Peron menggunakan rangka atap frame berbentuk butterfly shed (kupu-kupu) dengan penyangga kolom baja profil dipakai pada stasiun ini. Dinding bagian dalam hall diselesaikan dengan keramik berwarna coklat bertekstur kasar, sedangkan dinding luar bagian bawah seluruh bangunan ditutup dengan plesteran berbutir berwarna hitam.
Dinding yang sama pada concourse diselesaikan dengan ubin pola waffle berwarna kuning kehijauan. Lantai stasiun menggunakan ubin berwarna kuning dan abu-abu, dan untuk lantai peron dipakai ubin pola waffle berwarna kuning.
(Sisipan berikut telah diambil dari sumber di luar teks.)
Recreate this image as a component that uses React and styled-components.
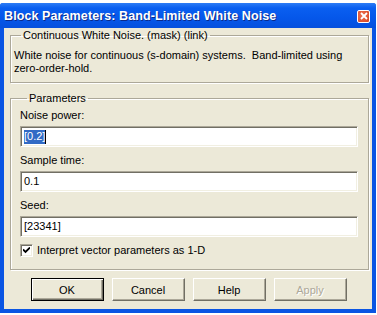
import React from "react";
import styled, { createGlobalStyle } from "styled-components";

const GlobalStyle = createGlobalStyle`
  html, body {
    margin: 0;
    padding: 0;
    background: #ffffff;
  }
  body {
    font-family: "Liberation Sans", Arial, sans-serif;
    font-size: 11px;
    color: #000;
  }
`;

const App = () => {
  return (
    <>
      <GlobalStyle />
      <Page>
        <Window>
          <TitleBar>
            <Title>Block Parameters: Band-Limited White Noise</Title>
            <CloseButton>
              <svg width="8" height="8" viewBox="0 0 8 8">
                <path d="M1 1L7 7M7 1L1 7" stroke="#fff" strokeWidth="1.8" />
              </svg>
            </CloseButton>
          </TitleBar>
          <Body>
            <Group>
              <Legend>Continuous White Noise. (mask) (link)</Legend>
              <Description>
                White noise for continuous (s-domain) systems.&nbsp; Band-limited using
                <br />
                zero-order-hold.
              </Description>
            </Group>
            <Group $params>
              <Legend>Parameters</Legend>
              <Field>
                <Label>Noise power:</Label>
                <Edit>
                  <Selected>[0.2]</Selected>
                  <Caret />
                </Edit>
              </Field>
              <Field>
                <Label>Sample time:</Label>
                <Edit>0.1</Edit>
              </Field>
              <Field>
                <Label>Seed:</Label>
                <Edit>[23341]</Edit>
              </Field>
              <CheckRow>
                <CheckBox>
                  <svg width="7" height="7" viewBox="0 0 7 7">
                    <path d="M0 2.5L2.5 5L7 0.5" stroke="#000" strokeWidth="1.8" fill="none" />
                  </svg>
                </CheckBox>
                <span>Interpret vector parameters as 1-D</span>
              </CheckRow>
            </Group>
            <ButtonRow>
              <Button $default>OK</Button>
              <Button>Cancel</Button>
              <Button>Help</Button>
              <Button $disabled>Apply</Button>
            </ButtonRow>
          </Body>
        </Window>
      </Page>
    </>
  );
};

export default App;

const Page = styled.div`
  width: 377px;
  height: 315px;
  padding-top: 3px;
  box-sizing: border-box;
`;

const Window = styled.div`
  width: 376px;
  height: 310px;
  display: flex;
  flex-direction: column;
  background: #0a55e3;
  border-radius: 3px 3px 0 0;
  overflow: hidden;
`;

const TitleBar = styled.div`
  height: 25px;
  flex: none;
  display: flex;
  align-items: center;
  justify-content: space-between;
  padding: 0 6px 0 4px;
  background: linear-gradient(#2d7cf5 0%, #0a5ff0 20%, #0557ea 60%, #0550dd 100%);
`;

const Title = styled.div`
  color: #fff;
  font-weight: bold;
  font-size: 12.5px;
  letter-spacing: 0.1px;
  text-shadow: 1px 1px 0 #0b2a8a;
  padding-top: 1px;
`;

const CloseButton = styled.div`
  width: 11px;
  height: 11px;
  border: 1px solid #fff;
  border-radius: 2px;
  background: radial-gradient(circle at 40% 40%, #ee7352, #d6431f);
  display: flex;
  align-items: center;
  justify-content: center;
  margin-top: 1px;
`;

const Body = styled.div`
  flex: 1;
  margin: 0 4px 4px 4px;
  background: #ece9d8;
  padding: 1px 3px 0 6px;
  display: flex;
  flex-direction: column;
`;

const Group = styled.fieldset`
  margin: ${(p) => (p.$params ? "9px 0 0 0" : "0")};
  padding: ${(p) => (p.$params ? "4px 10px 12px 9px" : "7px 4px 7px 3px")};
  border: 1px solid #aca899;
  box-shadow: 1px 1px 0 #fff, inset 1px 1px 0 #fff;
  min-width: 0;
`;

const Legend = styled.legend`
  margin-left: 7px;
  padding: 0 2px;
  line-height: 13px;
  font-size: 11px;
`;

const Description = styled.div`
  line-height: 13px;
`;

const Field = styled.div`
  display: flex;
  flex-direction: column;
  gap: 4px;
  margin-bottom: 7px;
`;

const Label = styled.div`
  line-height: 13px;
`;

const Edit = styled.div`
  height: 21px;
  box-sizing: border-box;
  background: #fff;
  border-top: 1px solid #aca899;
  border-left: 1px solid #aca899;
  border-bottom: 1px solid #fff;
  border-right: 1px solid #fff;
  box-shadow: inset 1px 1px 0 #716f64, inset -1px -1px 0 #f1efe2;
  padding: 0 3px;
  display: flex;
  align-items: center;
  line-height: 13px;
`;

const Selected = styled.span`
  background: #316ac5;
  color: #fff;
  padding: 0 0 1px 0;
`;

const Caret = styled.span`
  width: 1px;
  height: 14px;
  background: #000;
`;

const CheckRow = styled.label`
  display: flex;
  align-items: center;
  gap: 4px;
  margin-top: 5px;
  line-height: 13px;
`;

const CheckBox = styled.span`
  width: 13px;
  height: 13px;
  box-sizing: border-box;
  background: #fff;
  border-top: 1px solid #aca899;
  border-left: 1px solid #aca899;
  border-bottom: 1px solid #fff;
  border-right: 1px solid #fff;
  box-shadow: inset 1px 1px 0 #716f64, inset -1px -1px 0 #f1efe2;
  display: flex;
  align-items: center;
  justify-content: center;
`;

const ButtonRow = styled.div`
  display: flex;
  justify-content: center;
  gap: 8px;
  margin-top: 8px;
  padding-right: 2px;
`;

const Button = styled.div`
  width: 73px;
  height: 23px;
  box-sizing: border-box;
  display: flex;
  align-items: center;
  justify-content: center;
  background: #ece9d8;
  border-top: 1px solid ${(p) => (p.$default ? "#000" : "#fff")};
  border-left: 1px solid ${(p) => (p.$default ? "#000" : "#fff")};
  border-right: 1px solid ${(p) => (p.$default ? "#000" : "#716f64")};
  border-bottom: 1px solid ${(p) => (p.$default ? "#000" : "#716f64")};
  box-shadow: ${(p) =>
    p.$default
      ? "inset 1px 1px 0 #fff, inset -1px -1px 0 #716f64, inset -2px -2px 0 #aca899"
      : "inset -1px -1px 0 #aca899"};
  color: ${(p) => (p.$disabled ? "#aca899" : "#000")};
  text-shadow: ${(p) => (p.$disabled ? "1px 1px 0 #fff" : "none")};
`;
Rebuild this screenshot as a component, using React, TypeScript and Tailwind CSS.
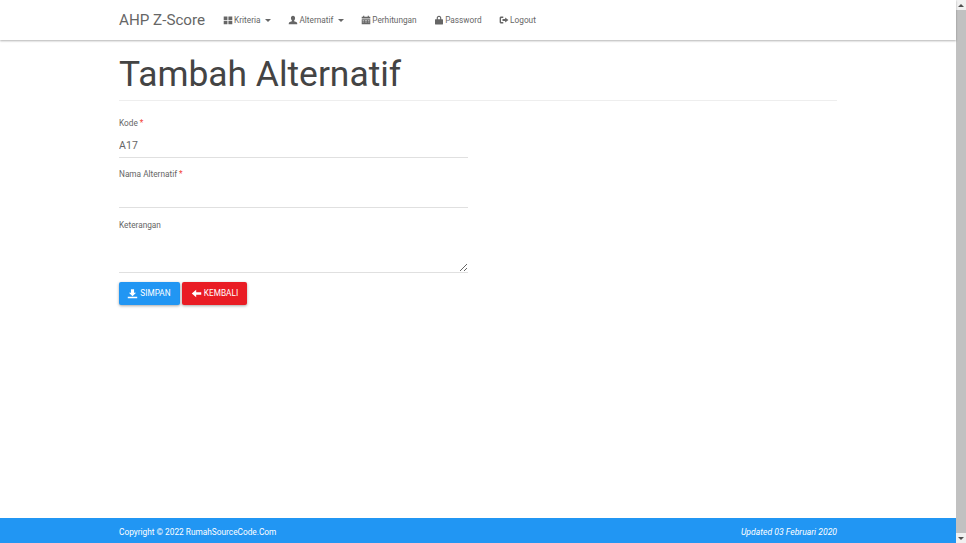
const roboto = "font-['Roboto',sans-serif]";

function Caret() {
  return <span className="ml-[3px] inline-block h-0 w-0 border-x-[3px] border-t-[3px] border-x-transparent border-t-[#666]" />;
}

const icons: Record<string, React.ReactNode> = {
  grid: <path d="M1 2h5.2v5H1zM7.6 2H13v5H7.6zM1 8.2h5.2v4.6H1zM7.6 8.2H13v4.6H7.6z" />,
  user: <path d="M7 1.2c1.8 0 2.9 1.3 2.9 3.2 0 1.4-.6 2.6-1.4 3.3v1.2c1.8.5 3.9 1.2 4.3 2.2l.2 1.9H1l.2-1.9c.4-1 2.5-1.7 4.3-2.2V7.7C4.7 7 4.1 5.8 4.1 4.4 4.1 2.5 5.2 1.2 7 1.2z" />,
  calendar: <path d="M3 1h1.6v1.4h4.8V1H11v1.4h2V5H1V2.4h2zM1 6h12v7H1zm1.2 1v.8h2.2V7zm3.3 0v.8h3V7zm4.1 0v.8h2.2V7zM2.2 9.4v.8h2.2v-.8zm3.3 0v.8h3v-.8zm4.1 0v.8h2.2v-.8z" fillRule="evenodd" />,
  lock: <path d="M7 1.2c2 0 3.2 1.3 3.2 3.2V6H12c.4 0 .6.3.6.6v6c0 .4-.2.6-.6.6H2c-.4 0-.6-.2-.6-.6v-6c0-.3.2-.6.6-.6h1.8V4.4C3.8 2.5 5 1.2 7 1.2zM5.4 6h3.2V4.4c0-1-.6-1.7-1.6-1.7s-1.6.7-1.6 1.7z" fillRule="evenodd" />,
  logout: <path d="M6 2.2v1.9H3.6c-.5 0-.8.3-.8.8v4.2c0 .5.3.8.8.8H6v1.9H3c-1.3 0-2.1-.8-2.1-2.1V4.3C.9 3 1.7 2.2 3 2.2zM8.6 3.6 13.2 7l-4.6 3.4V8.3H4.9V5.7h3.7z" fillRule="evenodd" />,
  download: <path d="M5 1.5h4v4.6h2.6L7 10.6 2.4 6.1H5zM1 11.2h12V13H1z" />,
  back: <path d="M6.6 2.2v3.1H13v3.4H6.6v3.1L1 7z" />,
};

function Icon({ name, className }: { name: string; className?: string }) {
  return (
    <svg viewBox="0 0 14 14" fill="currentColor" className={className ?? "h-[10px] w-[10px]"}>
      {icons[name]}
    </svg>
  );
}

function NavItem({ icon, label, caret }: { icon: string; label: string; caret?: boolean }) {
  return (
    <a className="flex h-10 items-center gap-[1.5px] px-[8.5px] text-[8.25px] text-[#666]">
      <Icon name={icon} />
      <span>{label}</span>
      {caret && <Caret />}
    </a>
  );
}

function Label({ children, required }: { children: string; required?: boolean }) {
  return (
    <label className="block text-[8.25px] leading-[14px] text-[#666]">
      {children}
      {required && <span className="text-[#f44336]"> *</span>}
    </label>
  );
}

export default function App() {
  return (
    <div className={`flex h-[543px] w-[966px] overflow-hidden bg-white ${roboto}`}>
      <div className="flex w-[956px] flex-col">
        <nav className="z-10 h-10 bg-white shadow-[0_1px_2px_rgba(0,0,0,0.3)]">
          <div className="mx-auto flex w-[718px] items-center">
            <a className="mr-[9px] text-[15.2px] leading-10 text-[#666]">AHP Z-Score</a>
            <NavItem icon="grid" label="Kriteria" caret />
            <NavItem icon="user" label="Alternatif" caret />
            <NavItem icon="calendar" label="Perhitungan" />
            <NavItem icon="lock" label="Password" />
            <NavItem icon="logout" label="Logout" />
          </div>
        </nav>

        <main className="mx-auto w-[718px] flex-1">
          <h1 className="mt-[11px] border-b border-[#eee] pb-[2px] text-[35.4px] leading-[47px] font-normal text-[#444]">
            Tambah Alternatif
          </h1>

          <form className="mt-[15px] w-[349px]">
            <div>
              <Label required>Kode</Label>
              <input
                readOnly
                value="A17"
                className="mt-[2px] block h-[26px] w-full border-b border-[#e0e0e0] pt-[1.5px] text-[10.5px] tracking-[0.1px] text-[#666] outline-none"
              />
            </div>
            <div className="mt-[9px]">
              <Label required>Nama Alternatif</Label>
              <input className="mt-[2px] block h-[25px] w-full border-b border-[#e0e0e0] outline-none" />
            </div>
            <div className="mt-[10px]">
              <Label>Keterangan</Label>
              <textarea className="mt-[2px] block h-[39px] w-full border-b border-[#e0e0e0] outline-none" />
            </div>
            <div className="mt-[9px] flex gap-[2px]">
              <button
                type="button"
                className="flex h-[23px] w-[61px] items-center justify-center gap-[2px] rounded-[2px] bg-[#2196f3] pr-[1px] text-[8.25px] text-white shadow-[0_1px_3px_rgba(0,0,0,0.35)]"
              >
                <Icon name="download" className="h-[11px] w-[11px]" />
                SIMPAN
              </button>
              <button
                type="button"
                className="flex h-[23px] w-[65px] items-center justify-center gap-[2px] rounded-[2px] bg-[#e91c24] text-[8.25px] text-white shadow-[0_1px_3px_rgba(0,0,0,0.35)]"
              >
                <Icon name="back" className="h-[11px] w-[11px]" />
                KEMBALI
              </button>
            </div>
          </form>
        </main>

        <footer className="h-[25px] bg-[#2196f3] text-[8.3px] leading-[28px] text-white">
          <div className="mx-auto flex w-[718px] justify-between">
            <span>Copyright © 2022 RumahSourceCode.Com</span>
            <em className="text-[8.6px]">Updated 03 Februari 2020</em>
          </div>
        </footer>
      </div>

      <aside className="flex w-[10px] flex-col bg-[#f1f1f1]">
        <div className="flex h-[10px] items-center justify-center">
          <span className="h-0 w-0 border-x-[3px] border-b-[3px] border-x-transparent border-b-[#505050]" />
        </div>
        <div className="flex-1 bg-[#c1c1c1]" />
        <div className="flex h-[10px] items-center justify-center">
          <span className="h-0 w-0 border-x-[3px] border-t-[3px] border-x-transparent border-t-[#505050]" />
        </div>
      </aside>
    </div>
  );
}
Atap barrel-vault yang digunakan pada stasiun Jakarta Kota terlihat jelas pada hall utama.
Dinding bagian dalam hall diselesaikan dengan keramik berwarna coklat bertekstur kasar. Bukaan terbesar terdapat pada lunette yang berfungsi sebagai jendela. Lunette berbentuk busur semisirkular dengan unit bukaan vertikal sebanyak tujuh buah pada lunette utama.
Baca juga: Menapaki Sentuhan Belanda di 10 Stasiun Tua di Indonesia
Bukaan pintu pada Stasiun Jakarta Kota terbentuk akibat penggunaan kolom-kolom penyangga atap (kanopi) yang menghasilkan suatu unit massa sendiri. Pengolahan bidang di sekitar bukaan dengan penggunaan bata kerawang di atas pintu dan ubin waffle pada dinding bagian bawah serta daun pintu tambahan yang berfungsi sebagai pintu angin. Saat ini, Stasiun Jakarta Kota ditetapkan sebagai cagar budaya melalui surat keputusan Gubernur DKI Jakarta No. 475 tahun 1993.